BRECLAV (Ger. Lundenburg ), town in Moravia, Czech Republic. Jews are first mentioned there in 1411. By the middle of the 16th century there was a large Jewish settlement and a synagogue. The community suffered from outbreaks of violence in 1574, 1605, and 1622, and was annihilated when the city was captured by the Swedes in 1643. Jews expelled from the Austrian town of Feldberg settled in Breclav in 1651. In 1697, the council of Moravia (see *Landesjudenschaft) met there. The 11th of Tevet was kept as a holiday by the Breclav community to commemorate their escape in 1697, when the synagogue roof collapsed while the congregation was waiting to enter. Mordecai *Banet officiated as rabbi there from 1787 to 1789. The historian Heinrich *Graetz taught at the Jewish school from 1850 to 1852. After 1848 Breclav was constituted as a political community (see *Politische Gemeinden). The Jewish population numbered 30 families, living in 12 houses, in 1702, 66 families in 1726, and 589 persons in 1930 (4.3% of the total population), of whom 432 were of declared Jewish nationality. In April 1942 during the Nazi occupation the Jews were deported to Theresienstadt and from there to the death camps. About 100 survived the Holocaust.
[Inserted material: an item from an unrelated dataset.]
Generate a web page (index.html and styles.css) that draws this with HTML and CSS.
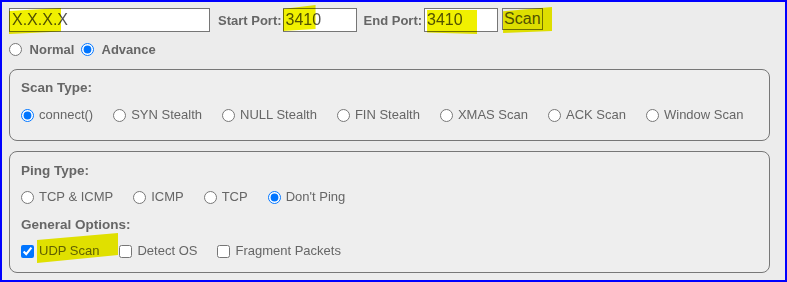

The synagogue appurtenances were sent to the Jewish Central Museum in Prague.

bibliography:

H. Schwenger, in: H. Gold (ed.), Juden und Judengemeinden Maehrens (1929), 37–40, 321–9; idem, in: Zeitschrift fuer die Geschichte der Juden in der Tschechoslowakei, 1 (1930–31), 171–3; J. Halpern, Takkanot Medinat Mehrin (1952), 158–66.